For instance, say you are holding a D# on the first string at the 11th fret that you need to play as an artificial harmonic. You have to hold that D# with the left hand, and then with the right hand, touch the first string lightly at the 23rd fret with the index ("i") finger and pluck the string with the "a" finger or with the thumb. But where the heck is the 23rd fret? Will you be able to find it accurately all the time? What about the pressure of a public performance—will you "nail it?"

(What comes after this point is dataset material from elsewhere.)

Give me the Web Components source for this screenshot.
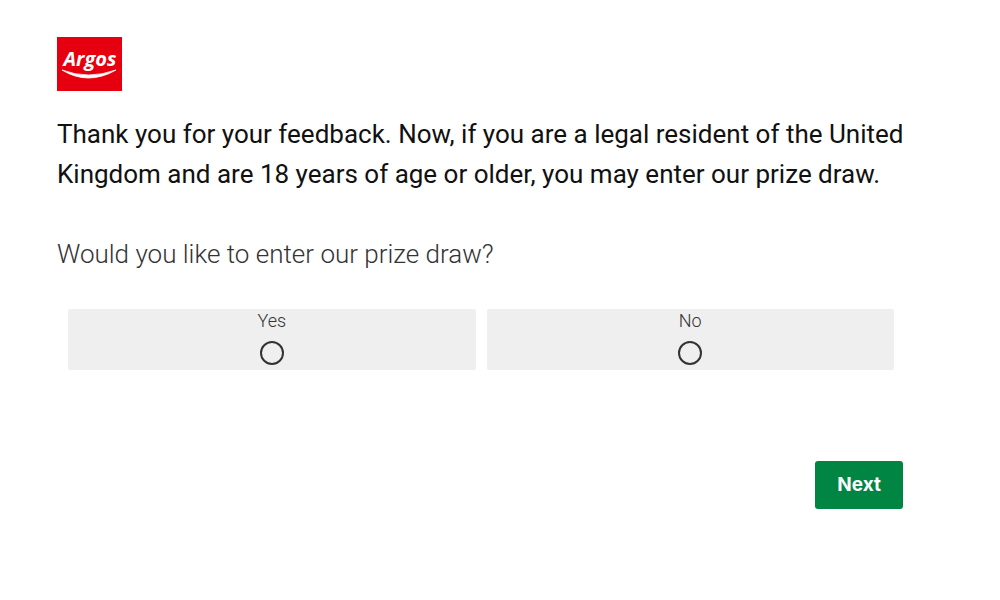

All you have to do, is find the exact point on the first string that you need to touch to get a clear harmonic, and then mark that spot on the string with a pen such as the Sharpie Permanent Marker (not the ultra-fine point model though). Rotate the string to be sure you mark it all around the string's circumference. Let the ink dry for a minute and you are all set (the ink will wear off in time, so you will need to remark it occasionally). You will confidently touch the precise spot on the string every time.